▶ _WHAT TO PRODUCE_: Check every line of the entries below for the word "this", and copy the ones that have it.

▶ _DATA SECTION_:
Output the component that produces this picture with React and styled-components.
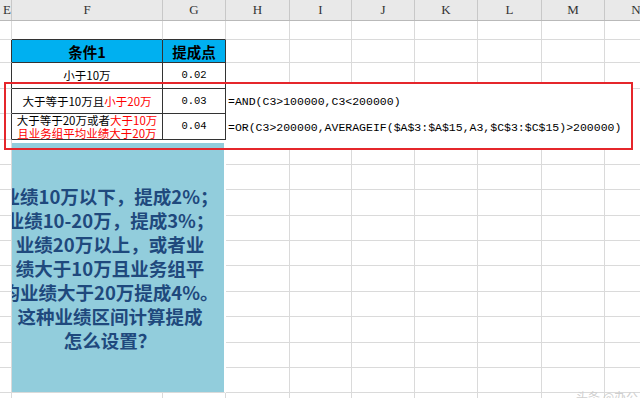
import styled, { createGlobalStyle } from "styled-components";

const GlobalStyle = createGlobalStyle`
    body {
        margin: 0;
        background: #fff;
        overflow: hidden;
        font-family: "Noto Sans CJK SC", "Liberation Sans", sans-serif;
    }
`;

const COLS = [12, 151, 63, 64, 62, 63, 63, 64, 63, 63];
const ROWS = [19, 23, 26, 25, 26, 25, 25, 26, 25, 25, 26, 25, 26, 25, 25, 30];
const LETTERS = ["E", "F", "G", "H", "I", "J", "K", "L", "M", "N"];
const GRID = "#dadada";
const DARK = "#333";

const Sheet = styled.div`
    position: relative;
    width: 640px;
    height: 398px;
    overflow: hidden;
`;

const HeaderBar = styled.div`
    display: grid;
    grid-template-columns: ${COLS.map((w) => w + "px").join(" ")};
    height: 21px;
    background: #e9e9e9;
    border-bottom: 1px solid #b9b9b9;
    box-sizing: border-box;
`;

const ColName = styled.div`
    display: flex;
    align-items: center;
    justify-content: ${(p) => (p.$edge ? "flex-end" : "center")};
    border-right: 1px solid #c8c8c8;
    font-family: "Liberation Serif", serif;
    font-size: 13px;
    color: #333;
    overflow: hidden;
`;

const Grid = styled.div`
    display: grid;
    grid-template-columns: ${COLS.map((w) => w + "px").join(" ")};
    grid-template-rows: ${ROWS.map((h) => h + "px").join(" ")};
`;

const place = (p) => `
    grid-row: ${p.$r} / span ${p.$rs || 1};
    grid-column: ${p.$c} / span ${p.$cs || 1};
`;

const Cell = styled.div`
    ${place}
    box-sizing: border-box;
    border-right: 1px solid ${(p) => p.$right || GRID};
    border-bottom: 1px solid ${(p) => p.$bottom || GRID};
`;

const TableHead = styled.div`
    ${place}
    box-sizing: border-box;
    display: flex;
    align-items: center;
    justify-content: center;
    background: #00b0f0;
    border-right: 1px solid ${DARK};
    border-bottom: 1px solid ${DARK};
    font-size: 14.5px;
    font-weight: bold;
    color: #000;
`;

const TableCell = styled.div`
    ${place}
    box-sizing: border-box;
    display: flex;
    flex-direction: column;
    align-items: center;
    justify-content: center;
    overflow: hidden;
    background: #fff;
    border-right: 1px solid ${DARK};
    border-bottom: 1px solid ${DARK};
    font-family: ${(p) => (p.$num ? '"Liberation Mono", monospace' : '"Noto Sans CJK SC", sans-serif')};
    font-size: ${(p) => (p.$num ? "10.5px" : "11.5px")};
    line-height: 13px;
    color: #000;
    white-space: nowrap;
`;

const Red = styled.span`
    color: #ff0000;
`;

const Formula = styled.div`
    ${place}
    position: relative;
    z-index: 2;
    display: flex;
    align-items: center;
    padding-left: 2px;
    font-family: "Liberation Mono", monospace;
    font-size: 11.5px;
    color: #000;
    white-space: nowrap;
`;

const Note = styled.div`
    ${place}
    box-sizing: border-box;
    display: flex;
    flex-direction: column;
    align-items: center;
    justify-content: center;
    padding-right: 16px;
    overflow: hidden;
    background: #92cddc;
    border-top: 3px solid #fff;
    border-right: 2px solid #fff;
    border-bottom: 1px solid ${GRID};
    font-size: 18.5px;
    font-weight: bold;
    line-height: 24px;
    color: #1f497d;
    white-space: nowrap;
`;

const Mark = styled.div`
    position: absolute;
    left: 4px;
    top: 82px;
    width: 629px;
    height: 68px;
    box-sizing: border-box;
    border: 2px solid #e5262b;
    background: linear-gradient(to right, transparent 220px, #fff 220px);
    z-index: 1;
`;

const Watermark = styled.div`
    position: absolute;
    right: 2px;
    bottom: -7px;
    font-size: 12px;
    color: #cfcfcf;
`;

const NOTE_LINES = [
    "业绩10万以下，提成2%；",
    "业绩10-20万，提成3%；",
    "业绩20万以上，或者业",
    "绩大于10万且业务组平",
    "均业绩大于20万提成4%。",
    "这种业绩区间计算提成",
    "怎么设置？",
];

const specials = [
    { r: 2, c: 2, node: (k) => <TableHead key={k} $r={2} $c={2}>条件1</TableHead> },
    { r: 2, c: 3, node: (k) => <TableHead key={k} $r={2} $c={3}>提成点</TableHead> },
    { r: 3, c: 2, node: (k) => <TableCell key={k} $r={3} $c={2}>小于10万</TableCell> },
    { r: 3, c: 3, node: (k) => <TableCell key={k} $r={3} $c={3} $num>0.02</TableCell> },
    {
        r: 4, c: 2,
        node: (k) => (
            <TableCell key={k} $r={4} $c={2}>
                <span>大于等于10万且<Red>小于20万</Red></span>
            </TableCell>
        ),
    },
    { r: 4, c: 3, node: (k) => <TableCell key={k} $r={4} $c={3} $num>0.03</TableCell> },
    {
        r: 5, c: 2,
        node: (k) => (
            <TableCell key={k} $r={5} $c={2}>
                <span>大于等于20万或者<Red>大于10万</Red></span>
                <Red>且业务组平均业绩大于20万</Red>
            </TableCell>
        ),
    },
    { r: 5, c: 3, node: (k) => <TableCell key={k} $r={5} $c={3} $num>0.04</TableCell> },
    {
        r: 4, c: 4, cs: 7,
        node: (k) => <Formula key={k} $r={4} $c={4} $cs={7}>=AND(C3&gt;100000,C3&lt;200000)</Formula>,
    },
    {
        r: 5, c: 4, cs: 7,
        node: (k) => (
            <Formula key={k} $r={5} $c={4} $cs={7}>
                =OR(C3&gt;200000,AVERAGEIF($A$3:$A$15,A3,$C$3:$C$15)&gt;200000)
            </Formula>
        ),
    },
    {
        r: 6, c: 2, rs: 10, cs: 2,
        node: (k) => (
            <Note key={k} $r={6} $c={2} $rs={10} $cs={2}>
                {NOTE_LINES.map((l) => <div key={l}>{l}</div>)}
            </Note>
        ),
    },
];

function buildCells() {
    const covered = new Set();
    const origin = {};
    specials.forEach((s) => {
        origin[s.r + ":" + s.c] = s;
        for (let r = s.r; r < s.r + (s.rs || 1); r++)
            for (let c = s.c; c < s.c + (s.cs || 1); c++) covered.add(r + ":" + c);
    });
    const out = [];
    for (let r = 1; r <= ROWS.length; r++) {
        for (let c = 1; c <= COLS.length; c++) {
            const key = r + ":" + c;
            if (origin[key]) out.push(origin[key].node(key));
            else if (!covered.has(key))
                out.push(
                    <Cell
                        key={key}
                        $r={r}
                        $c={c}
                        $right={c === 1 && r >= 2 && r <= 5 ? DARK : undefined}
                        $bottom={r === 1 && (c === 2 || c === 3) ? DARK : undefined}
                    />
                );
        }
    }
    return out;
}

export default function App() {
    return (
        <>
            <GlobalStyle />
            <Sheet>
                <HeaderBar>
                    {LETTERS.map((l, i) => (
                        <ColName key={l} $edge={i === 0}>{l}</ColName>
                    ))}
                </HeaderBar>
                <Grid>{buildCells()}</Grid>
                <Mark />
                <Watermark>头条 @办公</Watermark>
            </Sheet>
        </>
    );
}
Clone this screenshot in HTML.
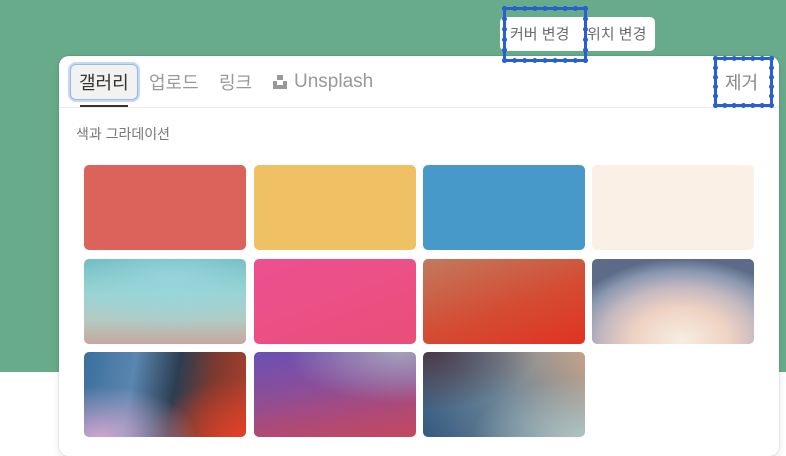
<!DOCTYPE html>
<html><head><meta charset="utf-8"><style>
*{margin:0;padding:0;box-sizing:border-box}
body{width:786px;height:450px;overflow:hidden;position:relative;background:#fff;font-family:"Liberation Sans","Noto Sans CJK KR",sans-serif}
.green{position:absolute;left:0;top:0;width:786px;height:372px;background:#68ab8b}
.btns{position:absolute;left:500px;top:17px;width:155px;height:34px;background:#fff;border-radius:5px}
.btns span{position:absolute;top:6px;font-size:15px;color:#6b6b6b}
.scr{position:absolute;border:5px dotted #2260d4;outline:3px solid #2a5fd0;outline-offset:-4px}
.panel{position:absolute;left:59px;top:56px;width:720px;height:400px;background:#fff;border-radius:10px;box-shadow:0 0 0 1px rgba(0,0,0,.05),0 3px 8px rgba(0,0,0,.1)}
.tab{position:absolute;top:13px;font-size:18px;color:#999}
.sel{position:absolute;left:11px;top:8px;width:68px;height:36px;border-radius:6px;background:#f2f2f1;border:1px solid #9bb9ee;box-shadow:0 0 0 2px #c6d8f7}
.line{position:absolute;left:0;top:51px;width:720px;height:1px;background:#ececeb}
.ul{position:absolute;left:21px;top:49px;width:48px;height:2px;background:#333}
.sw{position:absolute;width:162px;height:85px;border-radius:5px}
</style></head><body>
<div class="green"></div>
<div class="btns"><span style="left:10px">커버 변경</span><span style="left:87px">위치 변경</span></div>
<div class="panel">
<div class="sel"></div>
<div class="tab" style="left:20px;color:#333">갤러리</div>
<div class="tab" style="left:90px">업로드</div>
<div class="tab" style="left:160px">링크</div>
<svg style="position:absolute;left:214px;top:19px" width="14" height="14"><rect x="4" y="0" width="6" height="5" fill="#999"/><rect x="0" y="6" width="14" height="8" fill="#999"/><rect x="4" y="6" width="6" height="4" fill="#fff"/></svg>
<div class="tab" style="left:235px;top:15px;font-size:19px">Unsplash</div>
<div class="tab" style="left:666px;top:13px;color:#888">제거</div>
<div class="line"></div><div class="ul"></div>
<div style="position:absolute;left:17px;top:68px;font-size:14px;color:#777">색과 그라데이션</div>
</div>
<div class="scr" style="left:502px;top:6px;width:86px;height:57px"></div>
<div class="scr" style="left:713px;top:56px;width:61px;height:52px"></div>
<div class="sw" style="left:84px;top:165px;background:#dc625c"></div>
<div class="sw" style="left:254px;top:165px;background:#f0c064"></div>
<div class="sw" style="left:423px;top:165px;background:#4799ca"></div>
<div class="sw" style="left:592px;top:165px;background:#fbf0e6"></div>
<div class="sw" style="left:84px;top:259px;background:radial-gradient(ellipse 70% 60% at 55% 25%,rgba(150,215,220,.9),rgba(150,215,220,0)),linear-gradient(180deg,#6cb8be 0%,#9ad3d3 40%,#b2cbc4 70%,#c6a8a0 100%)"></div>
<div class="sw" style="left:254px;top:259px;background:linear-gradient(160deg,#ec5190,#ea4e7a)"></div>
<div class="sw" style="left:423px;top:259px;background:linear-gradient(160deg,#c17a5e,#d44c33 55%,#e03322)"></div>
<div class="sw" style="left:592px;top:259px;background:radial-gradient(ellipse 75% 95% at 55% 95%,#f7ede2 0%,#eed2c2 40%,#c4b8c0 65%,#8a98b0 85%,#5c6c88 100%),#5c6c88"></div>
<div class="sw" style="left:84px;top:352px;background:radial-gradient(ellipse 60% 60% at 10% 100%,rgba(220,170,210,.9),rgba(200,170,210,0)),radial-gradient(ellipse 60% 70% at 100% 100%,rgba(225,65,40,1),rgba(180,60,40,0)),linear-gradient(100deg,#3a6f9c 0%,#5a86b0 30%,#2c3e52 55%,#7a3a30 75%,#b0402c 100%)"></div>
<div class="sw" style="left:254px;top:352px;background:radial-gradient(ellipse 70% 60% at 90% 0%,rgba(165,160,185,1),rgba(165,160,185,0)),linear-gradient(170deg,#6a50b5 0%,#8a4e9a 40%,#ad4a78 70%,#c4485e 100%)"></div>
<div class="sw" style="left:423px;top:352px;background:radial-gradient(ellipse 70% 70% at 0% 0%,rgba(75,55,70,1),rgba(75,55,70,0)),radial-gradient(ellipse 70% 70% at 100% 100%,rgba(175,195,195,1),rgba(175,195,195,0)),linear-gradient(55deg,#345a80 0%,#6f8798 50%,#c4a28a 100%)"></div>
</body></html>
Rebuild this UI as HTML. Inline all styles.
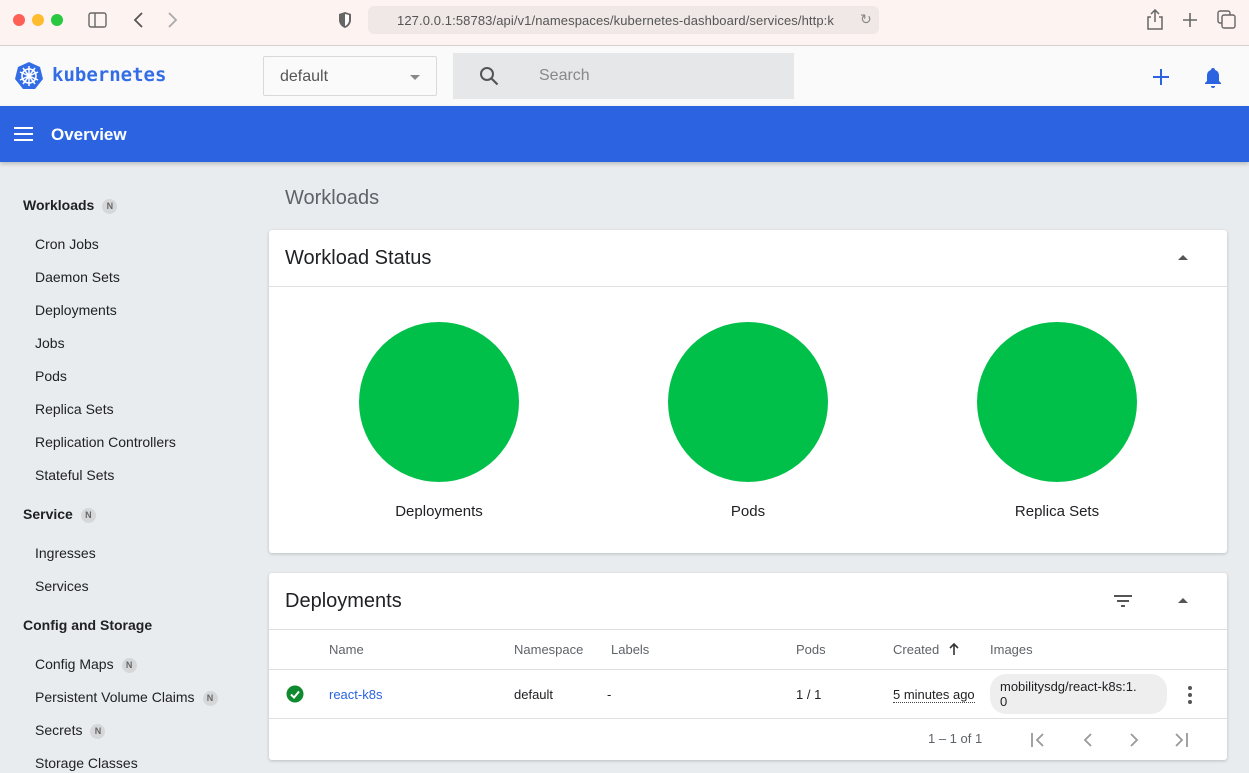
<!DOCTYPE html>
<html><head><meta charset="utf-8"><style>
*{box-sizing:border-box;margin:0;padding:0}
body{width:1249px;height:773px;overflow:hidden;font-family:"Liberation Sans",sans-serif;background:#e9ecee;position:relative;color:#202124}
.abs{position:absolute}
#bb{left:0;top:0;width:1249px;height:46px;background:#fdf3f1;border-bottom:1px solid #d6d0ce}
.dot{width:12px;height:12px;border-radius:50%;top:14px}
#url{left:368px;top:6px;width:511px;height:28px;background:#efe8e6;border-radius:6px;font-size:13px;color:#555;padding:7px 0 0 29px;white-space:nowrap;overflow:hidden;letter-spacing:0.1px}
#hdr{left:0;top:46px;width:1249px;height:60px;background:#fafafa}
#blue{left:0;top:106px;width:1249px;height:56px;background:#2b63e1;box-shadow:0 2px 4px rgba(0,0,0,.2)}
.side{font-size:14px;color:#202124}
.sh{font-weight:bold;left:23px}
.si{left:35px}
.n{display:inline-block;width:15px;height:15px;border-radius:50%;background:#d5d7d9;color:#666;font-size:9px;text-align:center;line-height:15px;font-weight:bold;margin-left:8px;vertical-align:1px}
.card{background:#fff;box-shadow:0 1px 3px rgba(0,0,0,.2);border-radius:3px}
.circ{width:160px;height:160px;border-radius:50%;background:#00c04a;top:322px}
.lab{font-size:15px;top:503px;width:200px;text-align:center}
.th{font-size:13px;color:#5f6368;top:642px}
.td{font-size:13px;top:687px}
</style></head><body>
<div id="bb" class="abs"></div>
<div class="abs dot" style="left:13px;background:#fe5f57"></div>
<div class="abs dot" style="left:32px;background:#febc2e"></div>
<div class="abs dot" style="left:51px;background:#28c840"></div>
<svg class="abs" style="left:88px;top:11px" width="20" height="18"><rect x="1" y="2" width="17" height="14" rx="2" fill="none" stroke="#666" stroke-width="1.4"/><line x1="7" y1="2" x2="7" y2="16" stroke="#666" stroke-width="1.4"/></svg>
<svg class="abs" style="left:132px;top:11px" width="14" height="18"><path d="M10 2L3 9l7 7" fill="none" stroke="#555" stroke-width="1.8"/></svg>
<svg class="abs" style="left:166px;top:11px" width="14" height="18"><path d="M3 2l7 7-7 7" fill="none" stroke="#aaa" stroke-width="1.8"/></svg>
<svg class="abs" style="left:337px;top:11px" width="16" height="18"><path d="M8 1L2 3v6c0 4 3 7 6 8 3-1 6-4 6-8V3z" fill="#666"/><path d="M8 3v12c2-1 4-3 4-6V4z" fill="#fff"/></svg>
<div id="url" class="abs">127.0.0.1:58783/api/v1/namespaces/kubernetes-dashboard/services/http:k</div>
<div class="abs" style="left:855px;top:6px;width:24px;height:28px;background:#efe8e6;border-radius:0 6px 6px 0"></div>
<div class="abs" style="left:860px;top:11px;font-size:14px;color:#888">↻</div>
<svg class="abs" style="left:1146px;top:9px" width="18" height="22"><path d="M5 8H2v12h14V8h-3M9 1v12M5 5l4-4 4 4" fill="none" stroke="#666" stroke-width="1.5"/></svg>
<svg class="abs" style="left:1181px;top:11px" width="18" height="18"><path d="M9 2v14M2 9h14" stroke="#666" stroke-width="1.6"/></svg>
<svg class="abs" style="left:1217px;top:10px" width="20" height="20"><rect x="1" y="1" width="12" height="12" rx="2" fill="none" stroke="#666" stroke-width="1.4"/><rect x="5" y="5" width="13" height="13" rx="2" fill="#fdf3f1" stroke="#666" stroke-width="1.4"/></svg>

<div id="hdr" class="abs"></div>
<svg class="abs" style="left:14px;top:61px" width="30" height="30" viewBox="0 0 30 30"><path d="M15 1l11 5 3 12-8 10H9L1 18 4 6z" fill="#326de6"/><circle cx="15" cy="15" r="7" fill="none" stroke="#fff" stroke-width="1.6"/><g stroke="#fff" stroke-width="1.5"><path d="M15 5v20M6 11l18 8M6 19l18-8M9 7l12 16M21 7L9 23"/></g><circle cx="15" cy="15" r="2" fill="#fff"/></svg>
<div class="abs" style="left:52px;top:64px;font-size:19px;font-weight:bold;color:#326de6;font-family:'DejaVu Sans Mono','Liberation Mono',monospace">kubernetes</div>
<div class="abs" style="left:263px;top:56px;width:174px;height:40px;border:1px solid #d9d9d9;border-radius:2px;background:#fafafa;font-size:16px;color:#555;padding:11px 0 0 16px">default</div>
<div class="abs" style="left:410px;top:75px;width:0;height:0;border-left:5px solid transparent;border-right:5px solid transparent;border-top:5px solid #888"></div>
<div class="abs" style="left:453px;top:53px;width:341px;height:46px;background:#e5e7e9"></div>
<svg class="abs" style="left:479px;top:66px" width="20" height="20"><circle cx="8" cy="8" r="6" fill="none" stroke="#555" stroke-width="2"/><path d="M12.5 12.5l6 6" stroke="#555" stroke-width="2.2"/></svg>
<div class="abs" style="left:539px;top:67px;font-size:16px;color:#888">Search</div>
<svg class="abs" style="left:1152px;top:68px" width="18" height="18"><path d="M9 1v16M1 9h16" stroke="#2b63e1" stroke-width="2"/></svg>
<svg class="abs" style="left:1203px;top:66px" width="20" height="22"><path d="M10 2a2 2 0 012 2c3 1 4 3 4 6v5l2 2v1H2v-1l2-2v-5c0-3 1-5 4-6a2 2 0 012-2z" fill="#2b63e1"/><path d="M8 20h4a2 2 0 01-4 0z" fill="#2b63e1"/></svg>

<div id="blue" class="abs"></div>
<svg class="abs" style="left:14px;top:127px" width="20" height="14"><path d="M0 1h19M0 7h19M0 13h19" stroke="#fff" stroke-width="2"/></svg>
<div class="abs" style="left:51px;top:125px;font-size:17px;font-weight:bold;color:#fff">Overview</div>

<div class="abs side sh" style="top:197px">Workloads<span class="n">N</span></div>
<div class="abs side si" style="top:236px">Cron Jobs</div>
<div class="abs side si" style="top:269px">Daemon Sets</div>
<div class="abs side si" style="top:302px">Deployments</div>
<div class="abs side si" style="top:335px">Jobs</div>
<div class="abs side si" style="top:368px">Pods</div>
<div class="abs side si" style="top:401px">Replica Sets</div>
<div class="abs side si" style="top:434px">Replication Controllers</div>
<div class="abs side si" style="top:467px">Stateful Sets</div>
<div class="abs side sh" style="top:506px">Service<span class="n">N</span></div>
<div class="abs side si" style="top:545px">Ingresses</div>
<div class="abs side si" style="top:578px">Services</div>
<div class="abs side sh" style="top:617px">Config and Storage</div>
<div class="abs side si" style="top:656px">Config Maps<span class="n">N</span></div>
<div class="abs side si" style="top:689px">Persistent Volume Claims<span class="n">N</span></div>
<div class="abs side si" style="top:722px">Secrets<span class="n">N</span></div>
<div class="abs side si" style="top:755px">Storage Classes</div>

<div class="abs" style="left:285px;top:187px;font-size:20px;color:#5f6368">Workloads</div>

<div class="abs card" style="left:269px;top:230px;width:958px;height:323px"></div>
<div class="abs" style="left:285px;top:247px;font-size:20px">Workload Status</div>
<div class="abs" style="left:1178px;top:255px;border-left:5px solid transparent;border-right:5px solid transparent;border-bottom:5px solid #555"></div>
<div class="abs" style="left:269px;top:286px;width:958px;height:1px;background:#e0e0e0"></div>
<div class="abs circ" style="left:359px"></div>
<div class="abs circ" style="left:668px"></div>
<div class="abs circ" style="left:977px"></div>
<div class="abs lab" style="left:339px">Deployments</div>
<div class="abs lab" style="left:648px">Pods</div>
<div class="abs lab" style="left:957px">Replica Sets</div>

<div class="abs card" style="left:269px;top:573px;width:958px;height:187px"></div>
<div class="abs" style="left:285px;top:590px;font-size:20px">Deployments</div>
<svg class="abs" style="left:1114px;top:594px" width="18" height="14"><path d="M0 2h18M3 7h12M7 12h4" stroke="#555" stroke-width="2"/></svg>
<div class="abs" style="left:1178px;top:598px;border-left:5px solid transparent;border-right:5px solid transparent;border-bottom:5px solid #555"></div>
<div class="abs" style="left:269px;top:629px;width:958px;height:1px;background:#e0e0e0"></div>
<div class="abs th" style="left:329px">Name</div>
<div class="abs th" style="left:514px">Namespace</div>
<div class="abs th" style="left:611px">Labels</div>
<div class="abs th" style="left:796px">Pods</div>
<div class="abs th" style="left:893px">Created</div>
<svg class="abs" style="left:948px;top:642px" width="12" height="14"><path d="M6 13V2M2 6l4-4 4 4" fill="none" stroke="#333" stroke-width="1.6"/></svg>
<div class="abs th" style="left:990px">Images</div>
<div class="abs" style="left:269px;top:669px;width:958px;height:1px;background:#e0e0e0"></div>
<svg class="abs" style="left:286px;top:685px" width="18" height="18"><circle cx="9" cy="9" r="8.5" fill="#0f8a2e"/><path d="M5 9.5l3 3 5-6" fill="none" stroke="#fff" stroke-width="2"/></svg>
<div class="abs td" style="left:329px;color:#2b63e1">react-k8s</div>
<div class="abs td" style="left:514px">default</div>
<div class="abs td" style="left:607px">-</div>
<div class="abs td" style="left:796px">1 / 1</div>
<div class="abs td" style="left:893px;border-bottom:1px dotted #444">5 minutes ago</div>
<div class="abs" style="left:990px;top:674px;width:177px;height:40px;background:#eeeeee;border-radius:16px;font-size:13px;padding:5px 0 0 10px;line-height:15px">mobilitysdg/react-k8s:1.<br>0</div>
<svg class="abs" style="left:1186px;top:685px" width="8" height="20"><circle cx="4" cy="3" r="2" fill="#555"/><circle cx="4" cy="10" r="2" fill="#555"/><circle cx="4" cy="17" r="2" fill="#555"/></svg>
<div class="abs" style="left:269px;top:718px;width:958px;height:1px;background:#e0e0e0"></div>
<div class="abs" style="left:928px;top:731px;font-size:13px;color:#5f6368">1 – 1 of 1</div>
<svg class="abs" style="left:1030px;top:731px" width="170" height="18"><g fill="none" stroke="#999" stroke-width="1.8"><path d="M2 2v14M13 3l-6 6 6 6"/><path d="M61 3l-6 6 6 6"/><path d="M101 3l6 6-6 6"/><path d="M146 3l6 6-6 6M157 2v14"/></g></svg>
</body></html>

▶ _RESPONSE_:
Output the component that produces this picture with React and styled-components.
Clone this screenshot in HTML.
Rebuild this UI as HTML. Inline all styles.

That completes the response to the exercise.